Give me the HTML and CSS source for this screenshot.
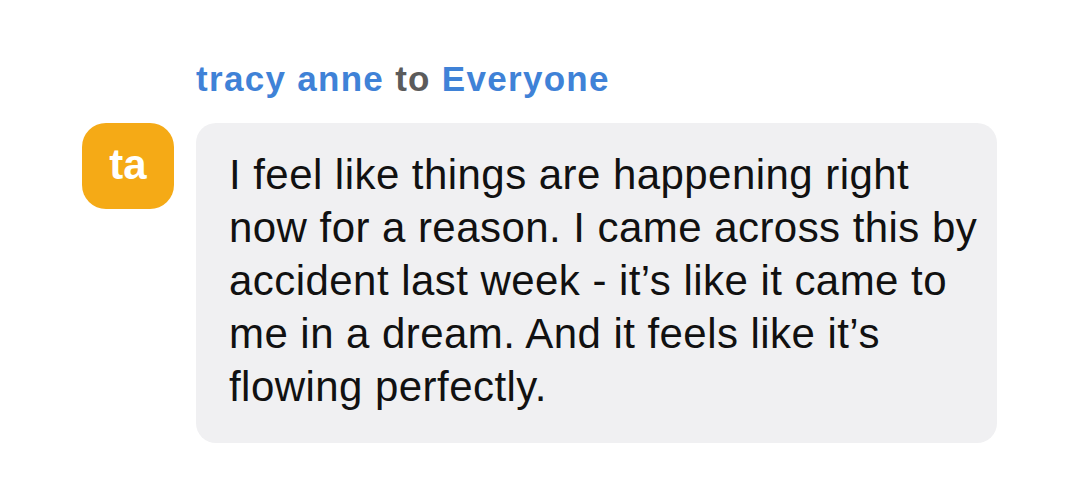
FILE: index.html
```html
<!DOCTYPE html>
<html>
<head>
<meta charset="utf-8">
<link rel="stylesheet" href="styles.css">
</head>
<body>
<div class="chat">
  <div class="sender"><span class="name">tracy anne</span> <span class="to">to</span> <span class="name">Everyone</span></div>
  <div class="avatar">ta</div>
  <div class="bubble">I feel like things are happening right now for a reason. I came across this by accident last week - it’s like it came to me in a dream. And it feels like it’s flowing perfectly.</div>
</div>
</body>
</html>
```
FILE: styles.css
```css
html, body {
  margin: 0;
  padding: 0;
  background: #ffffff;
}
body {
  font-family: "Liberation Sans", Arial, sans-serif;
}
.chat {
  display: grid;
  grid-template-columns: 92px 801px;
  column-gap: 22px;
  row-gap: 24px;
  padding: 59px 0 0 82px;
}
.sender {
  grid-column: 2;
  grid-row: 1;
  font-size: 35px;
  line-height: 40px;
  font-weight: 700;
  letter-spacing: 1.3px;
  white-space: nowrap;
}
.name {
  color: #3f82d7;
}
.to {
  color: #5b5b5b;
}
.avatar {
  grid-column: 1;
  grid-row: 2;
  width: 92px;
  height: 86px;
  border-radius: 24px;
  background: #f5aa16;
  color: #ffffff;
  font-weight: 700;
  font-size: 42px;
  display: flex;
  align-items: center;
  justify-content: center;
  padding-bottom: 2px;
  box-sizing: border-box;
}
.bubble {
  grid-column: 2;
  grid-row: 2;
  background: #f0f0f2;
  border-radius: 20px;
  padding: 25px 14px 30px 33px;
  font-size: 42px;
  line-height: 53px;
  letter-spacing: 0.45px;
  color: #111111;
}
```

========================

**TASK REQUIREMENTS**
Produce an exact copy of each line of data, skipping embedded images.

**SOLUTION BELOW**
Give me the HTML and CSS source for this screenshot.
FILE: index.html
```html
<!DOCTYPE html>
<html>
<head>
<meta charset="utf-8">
<link rel="stylesheet" href="styles.css">
</head>
<body>
<div class="chat">
  <div class="sender"><span class="name">tracy anne</span> <span class="to">to</span> <span class="name">Everyone</span></div>
  <div class="avatar">ta</div>
  <div class="bubble">I feel like things are happening right now for a reason. I came across this by accident last week - it’s like it came to me in a dream. And it feels like it’s flowing perfectly.</div>
</div>
</body>
</html>
```
FILE: styles.css
```css
html, body {
  margin: 0;
  padding: 0;
  background: #ffffff;
}
body {
  font-family: "Liberation Sans", Arial, sans-serif;
}
.chat {
  display: grid;
  grid-template-columns: 92px 801px;
  column-gap: 22px;
  row-gap: 24px;
  padding: 59px 0 0 82px;
}
.sender {
  grid-column: 2;
  grid-row: 1;
  font-size: 35px;
  line-height: 40px;
  font-weight: 700;
  letter-spacing: 1.3px;
  white-space: nowrap;
}
.name {
  color: #3f82d7;
}
.to {
  color: #5b5b5b;
}
.avatar {
  grid-column: 1;
  grid-row: 2;
  width: 92px;
  height: 86px;
  border-radius: 24px;
  background: #f5aa16;
  color: #ffffff;
  font-weight: 700;
  font-size: 42px;
  display: flex;
  align-items: center;
  justify-content: center;
  padding-bottom: 2px;
  box-sizing: border-box;
}
.bubble {
  grid-column: 2;
  grid-row: 2;
  background: #f0f0f2;
  border-radius: 20px;
  padding: 25px 14px 30px 33px;
  font-size: 42px;
  line-height: 53px;
  letter-spacing: 0.45px;
  color: #111111;
}
```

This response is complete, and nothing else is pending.